--- start of Data segment ---

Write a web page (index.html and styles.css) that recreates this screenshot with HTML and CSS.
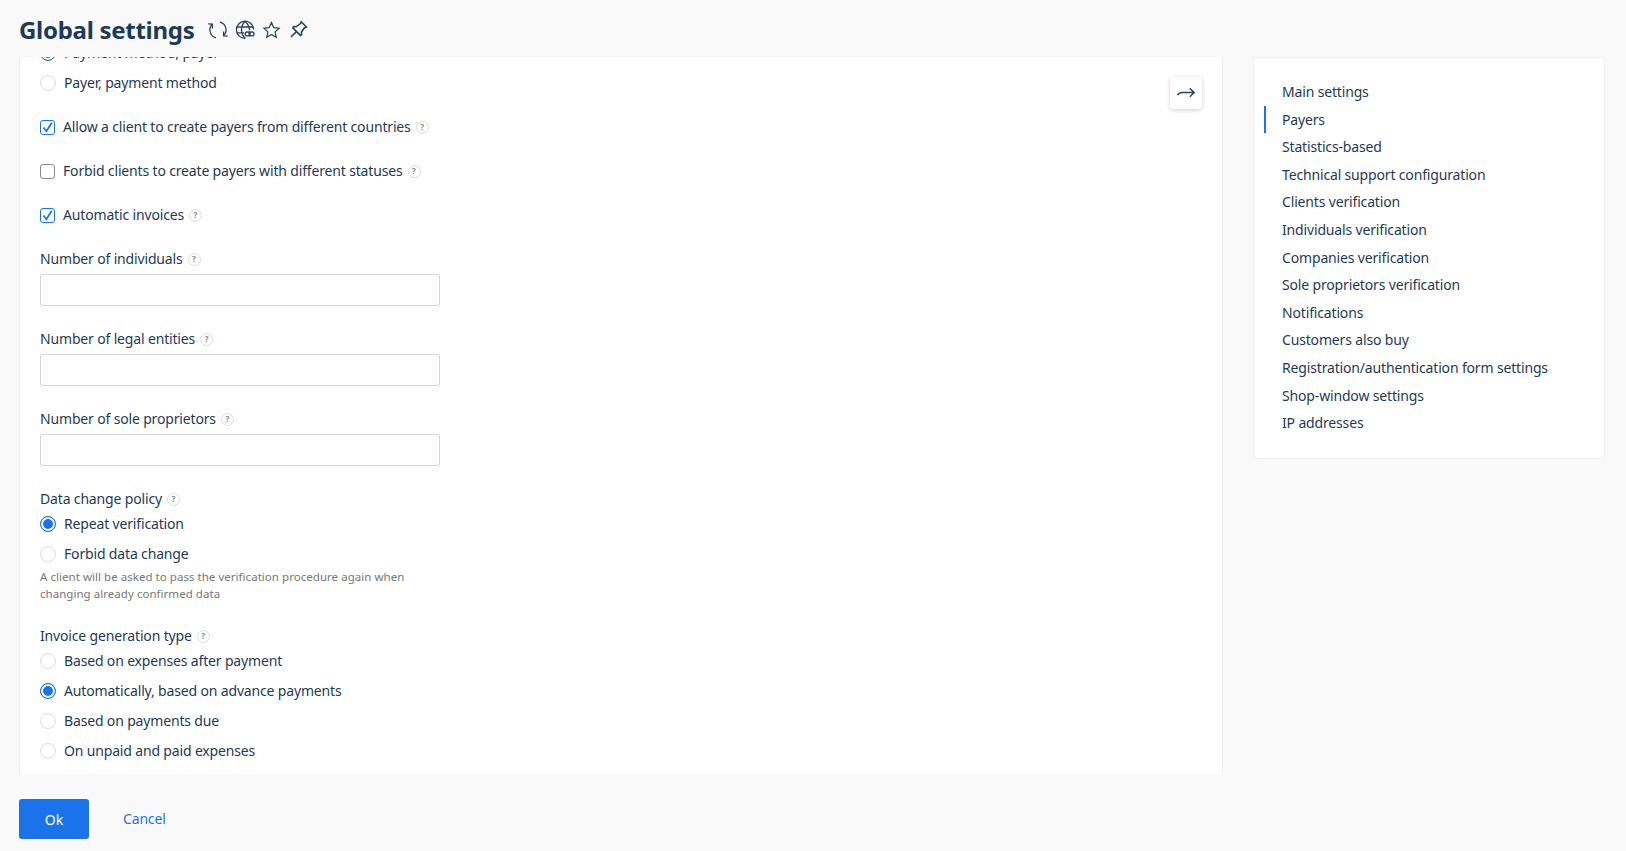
FILE: index.html
```html
<!DOCTYPE html>
<html lang="en">
<head>
<meta charset="utf-8">
<title>Global settings</title>
<link rel="stylesheet" href="styles.css">
</head>
<body>
<div class="page">
  <header class="header">
    <h1 class="title">Global settings</h1>
    <div class="title-icons">
      <svg class="ico ico-refresh" viewBox="0 0 20 20"><path d="M12 2.2A8 8 0 0 1 15.6 15.7M8 17.8A8 8 0 0 1 4.4 4.3"/><path d="M15.6 11.4V15.9L19.8 16.2M4.4 8.6V4.1L.2 3.8"/></svg>
      <svg class="ico ico-globe" viewBox="0 0 20 20"><path d="M10.4 18.4A8.6 8.6 0 1 1 18.6 9.6"/><path d="M1.8 7H18M1.8 12.8H9M10 1.2C5.4 6 5.4 13.6 10 18.2M10 1.2C13 4 14.4 7 14.6 10.4"/><rect x="10.2" y="12" width="5" height="3.8" rx="1.9"/><rect x="14" y="12" width="5" height="3.8" rx="1.9"/></svg>
      <svg class="ico ico-star" viewBox="0 0 20 20"><path d="M10 2.2 12.4 7.5 18 8.1 13.8 12 15 17.6 10 14.8 5 17.6 6.2 12 2 8.1 7.6 7.5Z"/></svg>
      <svg class="ico ico-pin" viewBox="0 0 20 20"><path d="M13.2 1.8 18.4 7 16.4 8 13.4 12 13.6 14.6 12.4 15.4 4.8 7.8 5.6 6.6 8 6.8 12.2 3.8Z"/><path d="M8.4 11.6 3 17"/></svg>
    </div>
  </header>
  <main class="main">
    <section class="panel">
      <button class="collapse" type="button" aria-label="Collapse">
        <svg viewBox="0 0 20 20"><path d="M1.6 12.2C2.6 10.2 4.4 9.6 6.4 9.6H18.2M13.8 5.4 18.2 9.6 13.8 13.8"/></svg>
      </button>
      <form class="form">
        <div class="radios first">
          <label class="radio on"><i></i>Payment method, payer</label>
          <label class="radio"><i></i>Payer, payment method</label>
        </div>
        <label class="check on"><i><svg viewBox="0 0 14 14"><path d="M2.6 7 5.8 11 11.6 1.8"/></svg></i>Allow a client to create payers from different countries<span class="help">?</span></label>
        <label class="check"><i></i>Forbid clients to create payers with different statuses<span class="help">?</span></label>
        <label class="check on"><i><svg viewBox="0 0 14 14"><path d="M2.6 7 5.8 11 11.6 1.8"/></svg></i>Automatic invoices<span class="help">?</span></label>
        <div class="field first-field">
          <div class="label">Number of individuals<span class="help">?</span></div>
          <input class="input" type="text">
        </div>
        <div class="field">
          <div class="label">Number of legal entities<span class="help">?</span></div>
          <input class="input" type="text">
        </div>
        <div class="field">
          <div class="label">Number of sole proprietors<span class="help">?</span></div>
          <input class="input" type="text">
        </div>
        <div class="field">
          <div class="label">Data change policy<span class="help">?</span></div>
          <div class="radios">
            <label class="radio on"><i></i>Repeat verification</label>
            <label class="radio"><i></i>Forbid data change</label>
          </div>
          <p class="hint">A client will be asked to pass the verification procedure again when changing already confirmed data</p>
        </div>
        <div class="field invoice">
          <div class="label">Invoice generation type<span class="help">?</span></div>
          <div class="radios">
            <label class="radio"><i></i>Based on expenses after payment</label>
            <label class="radio on"><i></i>Automatically, based on advance payments</label>
            <label class="radio"><i></i>Based on payments due</label>
            <label class="radio"><i></i>On unpaid and paid expenses</label>
          </div>
        </div>
      </form>
    </section>
    <nav class="side">
      <a>Main settings</a>
      <a class="active">Payers</a>
      <a>Statistics-based</a>
      <a>Technical support configuration</a>
      <a>Clients verification</a>
      <a>Individuals verification</a>
      <a>Companies verification</a>
      <a>Sole proprietors verification</a>
      <a>Notifications</a>
      <a>Customers also buy</a>
      <a>Registration/authentication form settings</a>
      <a>Shop-window settings</a>
      <a>IP addresses</a>
    </nav>
  </main>
  <footer class="footer">
    <button class="ok" type="button">Ok</button>
    <a class="cancel">Cancel</a>
  </footer>
</div>
</body>
</html>
```
FILE: styles.css
```css
* { box-sizing: border-box; }
html, body { margin: 0; height: 100%; overflow: hidden; }
body {
  background: #f9f9f9;
  color: #1f3a56;
  font-family: "Noto Sans", "Open Sans", sans-serif;
  font-size: 14px;
  letter-spacing: -.16px;
}
.page { height: 851px; display: flex; flex-direction: column; }
.header { height: 57px; flex: none; display: flex; align-items: center; padding: 2px 0 0 19px; }
.title { margin: 0; font-size: 24px; font-weight: 700; line-height: 32px; letter-spacing: -.28px; color: #1f3a56; }
.title-icons { display: flex; align-items: center; margin-left: 14px; gap: 7px; }
.ico { width: 20px; height: 20px; fill: none; stroke: #2b4257; stroke-width: 1.3; }
.ico-star { width: 19px; }
.ico-pin { stroke-width: 1.6; }
.main { flex: none; height: 717px; display: flex; align-items: flex-start; padding: 0 22px 0 19px; }
.panel {
  position: relative;
  width: 1204px;
  height: 717px;
  flex: none;
  overflow: hidden;
  background: #fff;
  border: 1px solid #eee;
  border-width: 0 1px;
}
.collapse {
  position: absolute;
  top: 20px;
  left: 1150px;
  width: 32px;
  height: 32px;
  padding: 6px;
  border: 0;
  border-radius: 3px;
  background: #fff;
  box-shadow: 0 1px 4px rgba(0, 0, 0, .2);
}
.collapse svg { display: block; width: 20px; height: 20px; fill: none; stroke: #33475b; stroke-width: 1.5; }
.form { padding-left: 20px; margin-top: -12px; width: 430px; }
.radios { display: flex; flex-direction: column; gap: 14px; }
.radio { display: flex; align-items: center; height: 16px; gap: 8px; line-height: 16px; white-space: nowrap; }
.radio i { width: 16px; height: 16px; flex: none; border: 1px solid #ddd; border-radius: 50%; background: #fff; }
.radio.on i { border: 1.5px solid #1a73e8; box-shadow: inset 0 0 0 2px #fff; background: #1a73e8; }
.check { display: flex; align-items: center; height: 16px; line-height: 16px; margin-top: 28px; white-space: nowrap; }
.check i { width: 15px; height: 15px; flex: none; margin-right: 8px; border: 1px solid #8a8a8a; border-radius: 3px; background: #fff; }
.check.on i { border-color: #1a73e8; }
.check i svg { display: block; width: 13px; height: 13px; fill: none; stroke: #1a73e8; stroke-width: 1.9; }
.help {
  display: inline-flex;
  align-items: center;
  justify-content: center;
  width: 13px;
  height: 13px;
  margin-left: 5px;
  flex: none;
  border: 1.5px solid #ddd;
  border-radius: 50%;
  color: #888;
  font-size: 8px;
  line-height: 1;
  font-weight: 700;
  letter-spacing: 0;
}
.field { margin-top: 25px; }
.first-field { margin-top: 28px; }
.label { display: flex; align-items: center; height: 16px; line-height: 16px; }
.input { display: block; width: 400px; height: 32px; margin-top: 7px; border: 1px solid #d4d4d4; border-radius: 2px; background: #fff; }
.label + .radios { margin-top: 9px; }
.hint { margin: 6px 0 0; width: 390px; font-size: 11.5px; line-height: 17px; letter-spacing: .04px; color: #777; }
.invoice { margin-top: 26px; }
.side {
  width: 352px;
  height: 402px;
  margin-left: 30px;
  padding: 20px 0 0 10px;
  display: flex;
  flex-direction: column;
  flex: none;
  background: #fff;
  border: 1px solid #eee;
  border-radius: 4px;
}
.side a {
  display: block;
  height: 27.6px;
  line-height: 27.6px;
  padding-left: 16px;
  border-left: 2px solid transparent;
  color: #1f3a56;
  white-space: nowrap;
}
.side a.active { border-left-color: #1a73e8; }
.footer { flex: 1; display: flex; align-items: flex-start; padding: 25px 0 0 19px; }
.ok {
  width: 70px;
  height: 40px;
  border: 0;
  border-radius: 3px;
  background: #1a73e8;
  color: #fff;
  font: inherit;
  font-size: 14px;
}
.cancel { margin-left: 34px; line-height: 40px; color: #1a73e8; }
```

--- end of Data segment ---

From the listing, copy each line containing the word "styles".

Write a web page (index.html and styles.css) that recreates this screenshot with HTML and CSS.
<link rel="stylesheet" href="styles.css">
FILE: styles.css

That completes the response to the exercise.